Recent deep learning approaches have demonstrated promising performance in predicting TCR–peptide interactions. However, extensive benchmarking has revealed a persistent generalization gap: models often perform well on peptides encountered during training but fail to generalize to previously unseen peptides. This limitation is particularly problematic in the neoantigen setting, where each patient presents a largely unique mutational landscape. In addition, conventional training strategies frequently rely on random negative sampling, which can introduce bias and obscure true immunological specificity.

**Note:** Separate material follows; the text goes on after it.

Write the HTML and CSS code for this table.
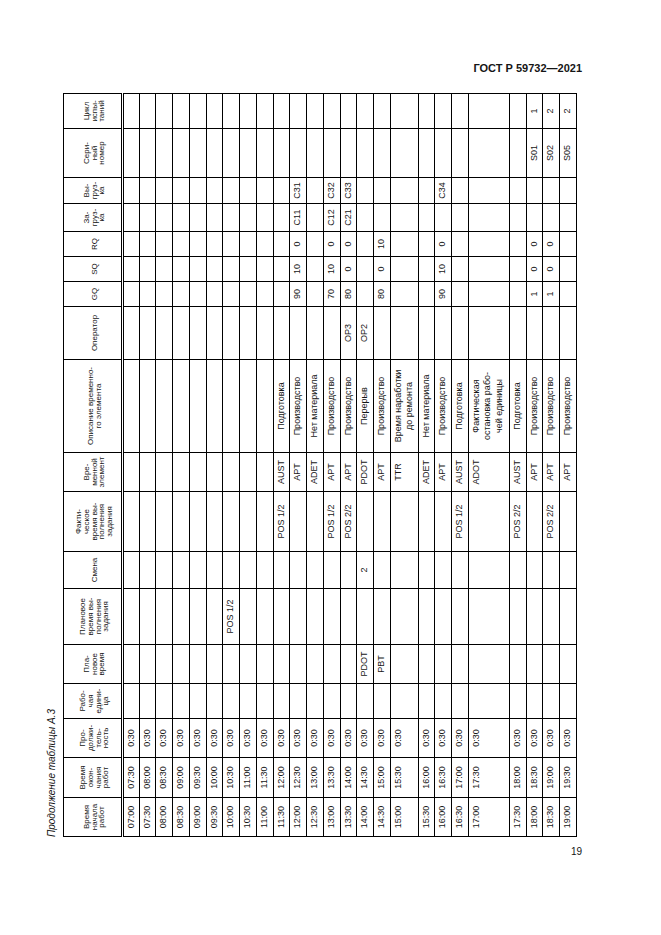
FILE: index.html
```html
<!DOCTYPE html>
<html lang="ru">
<head>
<meta charset="utf-8">
<title>ГОСТ Р 59732—2021</title>
<link rel="stylesheet" href="styles.css">
</head>
<body>
<div class="page">
  <div class="doc-header">ГОСТ Р 59732—2021</div>
  <div class="figure-slot">
    <div class="figure-rot">
      <div class="caption">Продолжение таблицы А.3</div>
      <table class="grid">
        <colgroup>
          <col class="w39"><col class="w40"><col class="w39"><col class="w35"><col class="w39"><col class="w56">
          <col class="w37"><col class="w60"><col class="w39"><col class="w93"><col class="w53"><col class="w25">
          <col class="w25"><col class="w25"><col class="w28"><col class="w26"><col class="w49"><col class="w35">
        </colgroup>
        <thead>
          <tr class="hr">
            <th>Время<br>начала<br>работ</th>
            <th>Время<br>окон-<br>чания<br>работ</th>
            <th>Про-<br>должи-<br>тель-<br>ность</th>
            <th>Рабо-<br>чая<br>едини-<br>ца</th>
            <th>Пла-<br>новое<br>время</th>
            <th>Плановое<br>время вы-<br>полнения<br>задания</th>
            <th>Смена</th>
            <th>Факти-<br>ческое<br>время вы-<br>полнения<br>задания</th>
            <th>Вре-<br>менной<br>элемент</th>
            <th>Описание временно-<br>го элемента</th>
            <th>Оператор</th>
            <th>GQ</th>
            <th>SQ</th>
            <th>RQ</th>
            <th>За-<br>груз-<br>ка</th>
            <th>Вы-<br>груз-<br>ка</th>
            <th>Сери-<br>ный<br>номер</th>
            <th>Цикл<br>испы-<br>таний</th>
          </tr>
        </thead>
        <tbody>
          <tr class="r"><td>07:00</td><td>07:30</td><td>0:30</td><td></td><td></td><td></td><td></td><td></td><td></td><td></td><td></td><td></td><td></td><td></td><td></td><td></td><td></td><td></td></tr>
          <tr class="r"><td>07:30</td><td>08:00</td><td>0:30</td><td></td><td></td><td></td><td></td><td></td><td></td><td></td><td></td><td></td><td></td><td></td><td></td><td></td><td></td><td></td></tr>
          <tr class="r"><td>08:00</td><td>08:30</td><td>0:30</td><td></td><td></td><td></td><td></td><td></td><td></td><td></td><td></td><td></td><td></td><td></td><td></td><td></td><td></td><td></td></tr>
          <tr class="r"><td>08:30</td><td>09:00</td><td>0:30</td><td></td><td></td><td></td><td></td><td></td><td></td><td></td><td></td><td></td><td></td><td></td><td></td><td></td><td></td><td></td></tr>
          <tr class="r"><td>09:00</td><td>09:30</td><td>0:30</td><td></td><td></td><td></td><td></td><td></td><td></td><td></td><td></td><td></td><td></td><td></td><td></td><td></td><td></td><td></td></tr>
          <tr class="r"><td>09:30</td><td>10:00</td><td>0:30</td><td></td><td></td><td></td><td></td><td></td><td></td><td></td><td></td><td></td><td></td><td></td><td></td><td></td><td></td><td></td></tr>
          <tr class="r"><td>10:00</td><td>10:30</td><td>0:30</td><td></td><td></td><td>POS 1/2</td><td></td><td></td><td></td><td></td><td></td><td></td><td></td><td></td><td></td><td></td><td></td><td></td></tr>
          <tr class="r"><td>10:30</td><td>11:00</td><td>0:30</td><td></td><td></td><td></td><td></td><td></td><td></td><td></td><td></td><td></td><td></td><td></td><td></td><td></td><td></td><td></td></tr>
          <tr class="r"><td>11:00</td><td>11:30</td><td>0:30</td><td></td><td></td><td></td><td></td><td></td><td></td><td></td><td></td><td></td><td></td><td></td><td></td><td></td><td></td><td></td></tr>
          <tr class="r"><td>11:30</td><td>12:00</td><td>0:30</td><td></td><td></td><td></td><td></td><td>POS 1/2</td><td>AUST</td><td>Подготовка</td><td></td><td></td><td></td><td></td><td></td><td></td><td></td><td></td></tr>
          <tr class="r"><td>12:00</td><td>12:30</td><td>0:30</td><td></td><td></td><td></td><td></td><td></td><td>APT</td><td>Производство</td><td></td><td>90</td><td>10</td><td>0</td><td>C11</td><td>C31</td><td></td><td></td></tr>
          <tr class="r"><td>12:30</td><td>13:00</td><td>0:30</td><td></td><td></td><td></td><td></td><td></td><td>ADET</td><td>Нет материала</td><td></td><td></td><td></td><td></td><td></td><td></td><td></td><td></td></tr>
          <tr class="r"><td>13:00</td><td>13:30</td><td>0:30</td><td></td><td></td><td></td><td></td><td>POS 1/2</td><td>APT</td><td>Производство</td><td></td><td>70</td><td>10</td><td>0</td><td>C12</td><td>C32</td><td></td><td></td></tr>
          <tr class="r"><td>13:30</td><td>14:00</td><td>0:30</td><td></td><td></td><td></td><td></td><td>POS 2/2</td><td>APT</td><td>Производство</td><td>OP3</td><td>80</td><td>0</td><td>0</td><td>C21</td><td>C33</td><td></td><td></td></tr>
          <tr class="r"><td>14:00</td><td>14:30</td><td>0:30</td><td></td><td>PDOT</td><td></td><td>2</td><td></td><td>PDOT</td><td>Перерыв</td><td>OP2</td><td></td><td></td><td></td><td></td><td></td><td></td><td></td></tr>
          <tr class="r"><td>14:30</td><td>15:00</td><td>0:30</td><td></td><td>PBT</td><td></td><td></td><td></td><td>APT</td><td>Производство</td><td></td><td>80</td><td>0</td><td>10</td><td></td><td></td><td></td><td></td></tr>
          <tr class="r2"><td>15:00</td><td>15:30</td><td>0:30</td><td></td><td></td><td></td><td></td><td></td><td>TTR</td><td>Время наработки<br>до ремонта</td><td></td><td></td><td></td><td></td><td></td><td></td><td></td><td></td></tr>
          <tr class="r"><td>15:30</td><td>16:00</td><td>0:30</td><td></td><td></td><td></td><td></td><td></td><td>ADET</td><td>Нет материала</td><td></td><td></td><td></td><td></td><td></td><td></td><td></td><td></td></tr>
          <tr class="r"><td>16:00</td><td>16:30</td><td>0:30</td><td></td><td></td><td></td><td></td><td></td><td>APT</td><td>Производство</td><td></td><td>90</td><td>10</td><td>0</td><td></td><td>C34</td><td></td><td></td></tr>
          <tr class="r"><td>16:30</td><td>17:00</td><td>0:30</td><td></td><td></td><td></td><td></td><td>POS 1/2</td><td>AUST</td><td>Подготовка</td><td></td><td></td><td></td><td></td><td></td><td></td><td></td><td></td></tr>
          <tr class="r3"><td>17:00</td><td>17:30</td><td>0:30</td><td></td><td></td><td></td><td></td><td></td><td>ADOT</td><td>Фактическая<br>остановка рабо-<br>чей единицы</td><td></td><td></td><td></td><td></td><td></td><td></td><td></td><td></td></tr>
          <tr class="r"><td>17:30</td><td>18:00</td><td>0:30</td><td></td><td></td><td></td><td></td><td>POS 2/2</td><td>AUST</td><td>Подготовка</td><td></td><td></td><td></td><td></td><td></td><td></td><td></td><td></td></tr>
          <tr class="r"><td>18:00</td><td>18:30</td><td>0:30</td><td></td><td></td><td></td><td></td><td></td><td>APT</td><td>Производство</td><td></td><td>1</td><td>0</td><td>0</td><td></td><td></td><td>S01</td><td>1</td></tr>
          <tr class="r"><td>18:30</td><td>19:00</td><td>0:30</td><td></td><td></td><td></td><td></td><td>POS 2/2</td><td>APT</td><td>Производство</td><td></td><td>1</td><td>0</td><td>0</td><td></td><td></td><td>S02</td><td>2</td></tr>
          <tr class="r"><td>19:00</td><td>19:30</td><td>0:30</td><td></td><td></td><td></td><td></td><td></td><td>APT</td><td>Производство</td><td></td><td></td><td></td><td></td><td></td><td></td><td>S05</td><td>2</td></tr>
        </tbody>
      </table>
    </div>
  </div>
  <div class="page-num">19</div>
</div>
</body>
</html>
```

FILE: styles.css
```css
* { box-sizing: border-box; }
html, body { margin: 0; padding: 0; background: #fff; }
body { font-family: "Liberation Sans", Arial, sans-serif; color: #151515; }

.page {
  width: 661px;
  height: 935px;
  padding: 61px 79px 0 38px;
  overflow: hidden;
}

.doc-header {
  text-align: right;
  font-weight: bold;
  font-size: 11px;
  line-height: 14px;
  height: 14px;
}

.figure-slot {
  width: 539px;
  height: 743px;
  margin-top: 19px;
}

.figure-rot {
  width: 743px;
  height: 539px;
  transform-origin: 0 0;
  transform: translateY(743px) rotate(-90deg);
}

.caption {
  height: 25px;
  padding-top: 3px;
  font-style: italic;
  font-size: 10px;
  line-height: 22px;
}

.grid {
  width: 743px;
  table-layout: fixed;
  border-collapse: collapse;
}

.w25 { width: 25px; }
.w26 { width: 26px; }
.w28 { width: 28px; }
.w35 { width: 35px; }
.w37 { width: 37px; }
.w39 { width: 39px; }
.w40 { width: 40px; }
.w49 { width: 49px; }
.w53 { width: 53px; }
.w56 { width: 56px; }
.w60 { width: 60px; }
.w93 { width: 93px; }

.grid th,
.grid td {
  border: 1px solid #000;
  padding: 0 1px;
  text-align: center;
  overflow: hidden;
  white-space: nowrap;
}

.grid th {
  font-weight: normal;
  font-size: 8px;
  line-height: 7.8px;
  vertical-align: middle;
  padding-top: 4px;
  border-bottom: 3px double #000;
}

.grid tr.hr { height: 59px; }

.grid td {
  font-size: 9px;
  line-height: 11.5px;
  vertical-align: top;
  padding-top: 2px;
}

.grid tr.r { height: 16.74px; }
.grid tr.r2 { height: 28px; }
.grid tr.r3 { height: 41px; }

.page-num {
  text-align: right;
  font-size: 10px;
  line-height: 12px;
  margin-top: 9px;
}
```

In this thesis, we address these limitations through a systematic investigation of dataset construction, model architecture, and evaluation strategy. We introduce a novel controlled negative sampling framework based on peptide similarity clustering, designed to reduce label noise and improve generalization. Our backbone model, a Transformer architecture utilizing AAIndex-based encoding, demonstrates that dataset design exerts a substantial influence on model robustness. Under strict 'hard-split' evaluation protocols (completely unseen peptides), our framework outperforms established state-of-the-art models, improving AUROC by 11% compared to NetTCR-2.0 and 10% compared to ERGO-II.
Building on this backbone, we develop a neoantigen-specific adaptation strategy based on transfer learning. By explicitly contrasting neoantigens with their corresponding wild-type peptides and incorporating mutation-aware physicochemical features, the model is specialized for fine-grained discrimination between tumor-specific mutations and self-antigens.
Finally, the framework is applied to a clinically motivated case study in non-small cell lung cancer (NSCLC), integrating somatic mutation data with MHC binding prediction to prioritize candidate TCR sequences for tumor-associated neoantigens. While the resulting predictions remain model-dependent and do not substitute for structural or functional validation, this work establishes a rigorous and transparent computational framework for improving generalization and robustness in TCR–neoantigen prediction tasks.